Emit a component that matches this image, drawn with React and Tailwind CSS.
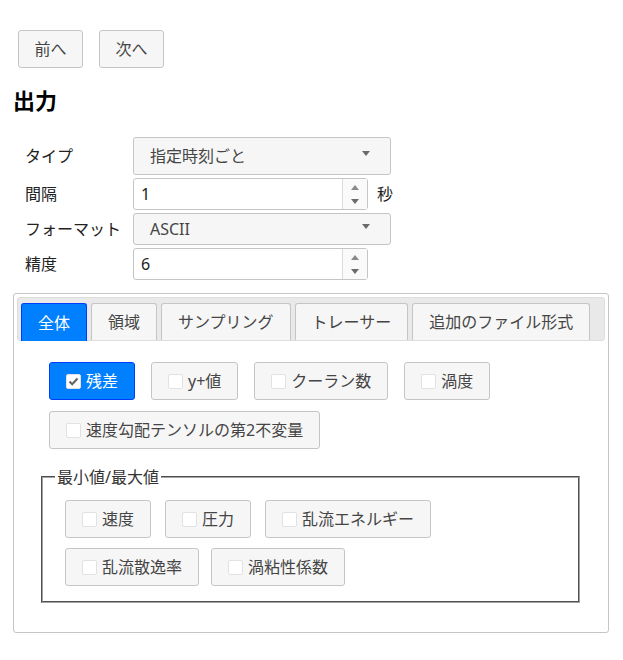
import React from "react";

const FONT = { fontFamily: '"Noto Sans", "Noto Sans CJK JP", sans-serif' };

function Caret({ className = "" }) {
  return (
    <svg width="8" height="5" viewBox="0 0 8 5" className={className}>
      <polygon points="0,0 8,0 4,5" fill="#6b6b6b" />
    </svg>
  );
}

function CaretUp() {
  return (
    <svg width="8" height="5" viewBox="0 0 8 5">
      <polygon points="0,5 8,5 4,0" fill="#8a8a8a" />
    </svg>
  );
}

function SelectBox({ value, tall }) {
  return (
    <div
      className={`flex w-[258px] items-center justify-between rounded-[3px] border border-[#c5c5c5] bg-[#f6f6f6] pl-[16px] pr-[20px] text-[16px] text-[#454545] ${
        tall ? "h-[38px]" : "h-[32px]"
      }`}
    >
      <span>{value}</span>
      <Caret className="-mt-[6px]" />
    </div>
  );
}

function NumberBox({ value }) {
  return (
    <div className="flex h-[32px] w-[235px] rounded-[3px] border border-[#c5c5c5] bg-white text-[16px] text-[#222]">
      <div className="flex flex-1 items-center pl-[7px]">{value}</div>
      <div className="flex w-[25px] flex-col items-center justify-center gap-[9px] border-l border-[#dcdcdc] bg-[#fafafa]">
        <CaretUp />
        <Caret />
      </div>
    </div>
  );
}

function Check({ checked }) {
  return (
    <span className="flex h-[15px] w-[15px] items-center justify-center rounded-[2px] border border-[#e2e2e2] bg-white">
      {checked && (
        <svg width="11" height="9" viewBox="0 0 11 9">
          <polyline
            points="1.5,4.5 4.2,7.2 9.5,1.5"
            fill="none"
            stroke="#666"
            strokeWidth="2.2"
          />
        </svg>
      )}
    </span>
  );
}

function CheckButton({ label, checked }) {
  return (
    <div
      className={`flex h-[38px] items-center gap-[5px] rounded-[3px] border px-[16px] text-[16px] ${
        checked
          ? "border-[#003eff] bg-[#007fff] text-white"
          : "border-[#c5c5c5] bg-[#f6f6f6] text-[#454545]"
      }`}
    >
      <Check checked={checked} />
      <span>{label}</span>
    </div>
  );
}

function Tab({ label, active }) {
  return (
    <div
      className={`flex items-center rounded-t-[3px] border border-b-0 px-[16px] text-[16px] ${
        active
          ? "-mb-px h-[38px] border-[#003eff] bg-[#007fff] text-white"
          : "h-[37px] border-[#c5c5c5] bg-[#f6f6f6] text-[#454545]"
      }`}
    >
      {label}
    </div>
  );
}

export default function App() {
  return (
    <div className="min-h-[660px] bg-white pl-[13px] pr-[14px] pt-[30px]" style={FONT}>
      <div className="flex gap-[16px] pl-[5px]">
        {["前へ", "次へ"].map((t) => (
          <div
            key={t}
            className="flex h-[38px] w-[65px] items-center justify-center rounded-[3px] border border-[#c5c5c5] bg-[#f6f6f6] text-[16px] text-[#454545]"
          >
            {t}
          </div>
        ))}
      </div>

      <h2 className="mt-[17px] h-[30px] text-[22px] font-bold leading-[30px] text-black">
        出力
      </h2>

      <div className="mt-[22px] flex flex-col gap-[3px] pl-[12px] text-[16px] text-[#222]">
        <div className="flex items-center">
          <div className="w-[108px]">タイプ</div>
          <SelectBox value="指定時刻ごと" tall />
        </div>
        <div className="flex items-center">
          <div className="w-[108px]">間隔</div>
          <NumberBox value="1" />
          <span className="ml-[9px]">秒</span>
        </div>
        <div className="flex items-center">
          <div className="w-[108px]">フォーマット</div>
          <SelectBox value="ASCII" />
        </div>
        <div className="flex items-center">
          <div className="w-[108px]">精度</div>
          <NumberBox value="6" />
        </div>
      </div>

      <div className="mt-[13px] w-[596px] rounded-[3px] border border-[#c5c5c5] p-[3px]">
        <div className="flex gap-[4px] rounded-[3px] border border-[#dddddd] bg-[#e9e9e9] pl-[3px] pt-[5px]">
          <Tab label="全体" active />
          <Tab label="領域" />
          <Tab label="サンプリング" />
          <Tab label="トレーサー" />
          <Tab label="追加のファイル形式" />
        </div>

        <div className="px-[24px] pb-[26px] pt-[21px]">
          <div className="flex flex-wrap gap-x-[16px] gap-y-[11px] pl-[8px]">
            <CheckButton label="残差" checked />
            <CheckButton label="y+値" />
            <CheckButton label="クーラン数" />
            <CheckButton label="渦度" />
            <CheckButton label="速度勾配テンソルの第2不変量" />
          </div>

          <fieldset className="mt-[16px] w-[539px] border-2 border-[#a3a3a3] px-[12px] pb-[15px] [border-style:groove]">
            <legend className="px-[2px] text-[16px] leading-[24px] text-[#333]">
              最小値/最大値
            </legend>
            <div className="flex flex-col gap-[10px] pl-[10px] pt-[11px]">
              <div className="flex gap-[14px]">
                <CheckButton label="速度" />
                <CheckButton label="圧力" />
                <CheckButton label="乱流エネルギー" />
              </div>
              <div className="flex gap-[12px]">
                <CheckButton label="乱流散逸率" />
                <CheckButton label="渦粘性係数" />
              </div>
            </div>
          </fieldset>
        </div>
      </div>
    </div>
  );
}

→ REQUIREMENTS
Return the material exactly as given, apart from the pictures.

→ ANSWER TO THIS PROBLEM
Emit a component that matches this image, drawn with React and Tailwind CSS.
import React from "react";

const FONT = { fontFamily: '"Noto Sans", "Noto Sans CJK JP", sans-serif' };

function Caret({ className = "" }) {
  return (
    <svg width="8" height="5" viewBox="0 0 8 5" className={className}>
      <polygon points="0,0 8,0 4,5" fill="#6b6b6b" />
    </svg>
  );
}

function CaretUp() {
  return (
    <svg width="8" height="5" viewBox="0 0 8 5">
      <polygon points="0,5 8,5 4,0" fill="#8a8a8a" />
    </svg>
  );
}

function SelectBox({ value, tall }) {
  return (
    <div
      className={`flex w-[258px] items-center justify-between rounded-[3px] border border-[#c5c5c5] bg-[#f6f6f6] pl-[16px] pr-[20px] text-[16px] text-[#454545] ${
        tall ? "h-[38px]" : "h-[32px]"
      }`}
    >
      <span>{value}</span>
      <Caret className="-mt-[6px]" />
    </div>
  );
}

function NumberBox({ value }) {
  return (
    <div className="flex h-[32px] w-[235px] rounded-[3px] border border-[#c5c5c5] bg-white text-[16px] text-[#222]">
      <div className="flex flex-1 items-center pl-[7px]">{value}</div>
      <div className="flex w-[25px] flex-col items-center justify-center gap-[9px] border-l border-[#dcdcdc] bg-[#fafafa]">
        <CaretUp />
        <Caret />
      </div>
    </div>
  );
}

function Check({ checked }) {
  return (
    <span className="flex h-[15px] w-[15px] items-center justify-center rounded-[2px] border border-[#e2e2e2] bg-white">
      {checked && (
        <svg width="11" height="9" viewBox="0 0 11 9">
          <polyline
            points="1.5,4.5 4.2,7.2 9.5,1.5"
            fill="none"
            stroke="#666"
            strokeWidth="2.2"
          />
        </svg>
      )}
    </span>
  );
}

function CheckButton({ label, checked }) {
  return (
    <div
      className={`flex h-[38px] items-center gap-[5px] rounded-[3px] border px-[16px] text-[16px] ${
        checked
          ? "border-[#003eff] bg-[#007fff] text-white"
          : "border-[#c5c5c5] bg-[#f6f6f6] text-[#454545]"
      }`}
    >
      <Check checked={checked} />
      <span>{label}</span>
    </div>
  );
}

function Tab({ label, active }) {
  return (
    <div
      className={`flex items-center rounded-t-[3px] border border-b-0 px-[16px] text-[16px] ${
        active
          ? "-mb-px h-[38px] border-[#003eff] bg-[#007fff] text-white"
          : "h-[37px] border-[#c5c5c5] bg-[#f6f6f6] text-[#454545]"
      }`}
    >
      {label}
    </div>
  );
}

export default function App() {
  return (
    <div className="min-h-[660px] bg-white pl-[13px] pr-[14px] pt-[30px]" style={FONT}>
      <div className="flex gap-[16px] pl-[5px]">
        {["前へ", "次へ"].map((t) => (
          <div
            key={t}
            className="flex h-[38px] w-[65px] items-center justify-center rounded-[3px] border border-[#c5c5c5] bg-[#f6f6f6] text-[16px] text-[#454545]"
          >
            {t}
          </div>
        ))}
      </div>

      <h2 className="mt-[17px] h-[30px] text-[22px] font-bold leading-[30px] text-black">
        出力
      </h2>

      <div className="mt-[22px] flex flex-col gap-[3px] pl-[12px] text-[16px] text-[#222]">
        <div className="flex items-center">
          <div className="w-[108px]">タイプ</div>
          <SelectBox value="指定時刻ごと" tall />
        </div>
        <div className="flex items-center">
          <div className="w-[108px]">間隔</div>
          <NumberBox value="1" />
          <span className="ml-[9px]">秒</span>
        </div>
        <div className="flex items-center">
          <div className="w-[108px]">フォーマット</div>
          <SelectBox value="ASCII" />
        </div>
        <div className="flex items-center">
          <div className="w-[108px]">精度</div>
          <NumberBox value="6" />
        </div>
      </div>

      <div className="mt-[13px] w-[596px] rounded-[3px] border border-[#c5c5c5] p-[3px]">
        <div className="flex gap-[4px] rounded-[3px] border border-[#dddddd] bg-[#e9e9e9] pl-[3px] pt-[5px]">
          <Tab label="全体" active />
          <Tab label="領域" />
          <Tab label="サンプリング" />
          <Tab label="トレーサー" />
          <Tab label="追加のファイル形式" />
        </div>

        <div className="px-[24px] pb-[26px] pt-[21px]">
          <div className="flex flex-wrap gap-x-[16px] gap-y-[11px] pl-[8px]">
            <CheckButton label="残差" checked />
            <CheckButton label="y+値" />
            <CheckButton label="クーラン数" />
            <CheckButton label="渦度" />
            <CheckButton label="速度勾配テンソルの第2不変量" />
          </div>

          <fieldset className="mt-[16px] w-[539px] border-2 border-[#a3a3a3] px-[12px] pb-[15px] [border-style:groove]">
            <legend className="px-[2px] text-[16px] leading-[24px] text-[#333]">
              最小値/最大値
            </legend>
            <div className="flex flex-col gap-[10px] pl-[10px] pt-[11px]">
              <div className="flex gap-[14px]">
                <CheckButton label="速度" />
                <CheckButton label="圧力" />
                <CheckButton label="乱流エネルギー" />
              </div>
              <div className="flex gap-[12px]">
                <CheckButton label="乱流散逸率" />
                <CheckButton label="渦粘性係数" />
              </div>
            </div>
          </fieldset>
        </div>
      </div>
    </div>
  );
}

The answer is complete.